藻谷 俊介

2021年11月30日1 分

鉱工業生産 10月分

低水準かも知れないが、これが不況入りかどうかが論点だとするなら、僅かであれ10月の上昇は救いである(図2B)。その上、11-12月の短期予測も含めると、むしろ景気は不況どころか持ち直す可能性が高くなっている(図2A)。在庫の急増も続かなかった(図2J~K)。

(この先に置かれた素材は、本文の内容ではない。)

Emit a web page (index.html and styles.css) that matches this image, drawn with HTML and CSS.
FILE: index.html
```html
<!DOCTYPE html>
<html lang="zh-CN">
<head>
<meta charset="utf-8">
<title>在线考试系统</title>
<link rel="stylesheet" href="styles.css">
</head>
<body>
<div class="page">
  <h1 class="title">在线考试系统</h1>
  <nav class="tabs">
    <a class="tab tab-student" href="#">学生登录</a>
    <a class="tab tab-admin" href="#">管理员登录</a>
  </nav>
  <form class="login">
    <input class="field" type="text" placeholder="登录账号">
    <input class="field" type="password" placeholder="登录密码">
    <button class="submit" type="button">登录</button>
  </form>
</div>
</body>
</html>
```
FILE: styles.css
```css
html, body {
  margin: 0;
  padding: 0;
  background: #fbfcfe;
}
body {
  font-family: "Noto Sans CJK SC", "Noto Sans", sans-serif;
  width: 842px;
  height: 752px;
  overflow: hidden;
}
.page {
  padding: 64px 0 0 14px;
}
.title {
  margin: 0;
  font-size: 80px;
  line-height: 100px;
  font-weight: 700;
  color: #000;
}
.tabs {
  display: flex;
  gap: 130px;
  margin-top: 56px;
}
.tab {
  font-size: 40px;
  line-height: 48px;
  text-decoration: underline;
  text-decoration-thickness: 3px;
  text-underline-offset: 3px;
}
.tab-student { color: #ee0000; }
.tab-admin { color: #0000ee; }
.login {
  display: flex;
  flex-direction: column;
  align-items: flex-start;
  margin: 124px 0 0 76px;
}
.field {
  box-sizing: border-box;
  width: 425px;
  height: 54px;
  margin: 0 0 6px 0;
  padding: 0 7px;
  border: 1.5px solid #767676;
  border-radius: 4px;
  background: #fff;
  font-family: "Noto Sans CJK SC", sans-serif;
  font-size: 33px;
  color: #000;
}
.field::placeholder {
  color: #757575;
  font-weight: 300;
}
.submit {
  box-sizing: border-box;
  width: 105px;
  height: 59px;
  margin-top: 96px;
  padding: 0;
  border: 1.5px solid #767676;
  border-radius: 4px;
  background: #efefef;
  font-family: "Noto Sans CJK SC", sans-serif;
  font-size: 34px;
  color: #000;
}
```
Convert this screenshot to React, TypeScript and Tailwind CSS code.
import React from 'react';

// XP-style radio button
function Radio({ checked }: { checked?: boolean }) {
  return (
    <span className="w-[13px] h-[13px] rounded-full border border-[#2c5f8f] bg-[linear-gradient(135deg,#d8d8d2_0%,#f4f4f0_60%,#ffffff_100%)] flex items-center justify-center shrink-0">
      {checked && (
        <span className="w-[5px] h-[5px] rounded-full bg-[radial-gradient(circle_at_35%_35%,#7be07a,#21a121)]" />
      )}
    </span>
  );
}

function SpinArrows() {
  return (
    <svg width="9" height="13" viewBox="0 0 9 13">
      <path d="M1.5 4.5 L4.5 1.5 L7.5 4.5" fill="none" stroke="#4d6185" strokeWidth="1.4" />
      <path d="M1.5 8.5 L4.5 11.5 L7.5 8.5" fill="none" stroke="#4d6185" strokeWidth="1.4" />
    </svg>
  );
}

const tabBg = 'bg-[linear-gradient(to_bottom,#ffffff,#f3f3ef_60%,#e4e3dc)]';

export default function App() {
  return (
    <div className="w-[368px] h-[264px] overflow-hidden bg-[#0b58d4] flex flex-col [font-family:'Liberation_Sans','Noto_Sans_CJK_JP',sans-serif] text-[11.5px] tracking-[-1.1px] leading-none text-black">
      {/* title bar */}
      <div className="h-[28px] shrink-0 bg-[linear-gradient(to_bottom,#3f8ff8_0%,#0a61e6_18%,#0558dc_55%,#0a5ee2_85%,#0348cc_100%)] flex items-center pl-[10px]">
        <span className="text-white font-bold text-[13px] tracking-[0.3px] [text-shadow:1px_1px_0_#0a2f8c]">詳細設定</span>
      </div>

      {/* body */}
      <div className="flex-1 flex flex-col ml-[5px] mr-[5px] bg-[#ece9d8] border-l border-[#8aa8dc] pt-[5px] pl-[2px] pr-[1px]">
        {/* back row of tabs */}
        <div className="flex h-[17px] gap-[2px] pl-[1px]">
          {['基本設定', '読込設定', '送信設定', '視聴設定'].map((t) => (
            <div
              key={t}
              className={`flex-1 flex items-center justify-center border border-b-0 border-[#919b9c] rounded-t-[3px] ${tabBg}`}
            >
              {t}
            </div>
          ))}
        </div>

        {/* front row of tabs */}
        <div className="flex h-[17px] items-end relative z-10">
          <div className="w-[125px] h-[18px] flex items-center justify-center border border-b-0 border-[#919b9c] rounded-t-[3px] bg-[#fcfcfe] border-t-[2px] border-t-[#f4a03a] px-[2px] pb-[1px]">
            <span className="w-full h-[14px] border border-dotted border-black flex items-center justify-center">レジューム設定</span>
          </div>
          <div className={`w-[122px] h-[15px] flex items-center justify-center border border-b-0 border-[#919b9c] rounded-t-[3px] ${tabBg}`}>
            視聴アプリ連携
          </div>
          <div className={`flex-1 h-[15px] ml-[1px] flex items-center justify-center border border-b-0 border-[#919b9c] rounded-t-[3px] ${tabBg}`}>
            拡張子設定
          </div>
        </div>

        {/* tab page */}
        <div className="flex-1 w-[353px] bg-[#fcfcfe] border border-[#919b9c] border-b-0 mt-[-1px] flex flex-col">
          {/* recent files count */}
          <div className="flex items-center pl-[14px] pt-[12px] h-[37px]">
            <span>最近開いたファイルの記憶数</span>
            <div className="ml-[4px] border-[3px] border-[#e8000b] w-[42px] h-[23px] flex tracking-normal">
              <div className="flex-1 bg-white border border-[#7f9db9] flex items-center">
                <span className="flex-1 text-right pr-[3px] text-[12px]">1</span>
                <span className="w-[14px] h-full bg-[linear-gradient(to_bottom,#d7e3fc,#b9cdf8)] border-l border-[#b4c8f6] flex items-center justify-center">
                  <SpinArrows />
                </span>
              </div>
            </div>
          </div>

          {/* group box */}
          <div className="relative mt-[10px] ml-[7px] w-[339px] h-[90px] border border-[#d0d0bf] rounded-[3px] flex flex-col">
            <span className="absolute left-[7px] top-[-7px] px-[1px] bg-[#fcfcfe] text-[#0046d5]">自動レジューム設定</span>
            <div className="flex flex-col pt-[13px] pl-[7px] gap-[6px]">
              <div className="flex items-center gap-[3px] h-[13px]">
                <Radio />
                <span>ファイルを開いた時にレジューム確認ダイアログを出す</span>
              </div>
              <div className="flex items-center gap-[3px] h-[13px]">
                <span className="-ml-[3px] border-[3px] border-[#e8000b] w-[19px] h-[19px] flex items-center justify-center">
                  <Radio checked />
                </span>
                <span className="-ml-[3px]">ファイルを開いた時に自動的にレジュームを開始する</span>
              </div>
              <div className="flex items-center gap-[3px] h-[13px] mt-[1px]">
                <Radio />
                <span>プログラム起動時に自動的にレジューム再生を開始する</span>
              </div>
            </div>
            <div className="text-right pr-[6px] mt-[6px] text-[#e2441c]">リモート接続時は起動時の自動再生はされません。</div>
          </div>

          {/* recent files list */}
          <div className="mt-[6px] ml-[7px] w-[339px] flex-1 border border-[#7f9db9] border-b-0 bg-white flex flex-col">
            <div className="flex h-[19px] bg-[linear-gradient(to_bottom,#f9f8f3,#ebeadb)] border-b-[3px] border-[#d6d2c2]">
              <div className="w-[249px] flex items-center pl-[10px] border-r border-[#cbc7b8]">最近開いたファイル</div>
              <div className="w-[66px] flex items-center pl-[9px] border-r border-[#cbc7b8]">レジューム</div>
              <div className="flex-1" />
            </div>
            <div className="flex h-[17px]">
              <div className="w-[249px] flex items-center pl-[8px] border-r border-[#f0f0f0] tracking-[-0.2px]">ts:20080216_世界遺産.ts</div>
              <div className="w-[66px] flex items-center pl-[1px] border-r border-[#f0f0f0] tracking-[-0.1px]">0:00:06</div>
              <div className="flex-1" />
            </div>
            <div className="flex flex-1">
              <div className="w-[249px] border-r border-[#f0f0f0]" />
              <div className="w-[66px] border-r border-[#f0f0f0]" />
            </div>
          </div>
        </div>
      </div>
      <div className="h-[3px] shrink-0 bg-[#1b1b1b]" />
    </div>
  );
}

先月の当冊子では、「不況が来たという認識は持てないままでいる。なぜなら悪化が加速してストンと落ちていかないからである。」と述べた。その後の、Weekly Economics 中国統計ウォッチでは、中国の経済指標にも一部底入れが見られ始めたことに触れた。今日の日本の鉱工業生産統計は、それと軌を一にしており、予想通りの展開になってきたことを示唆している。

そればかりか10月は世界鉱工業生産も末端が上昇している(図4A)。日中だけではなく、多くの国で末端が上昇していることから見ても、決してまぐれ当たりではないように思われる(図5頁)。

自動車が反発する一方で、ハイテクは引き続き減産モード(6頁)。一部に半導体不足があるとしても、全体としては過多なのである。次はこの辺の変化に注目したい。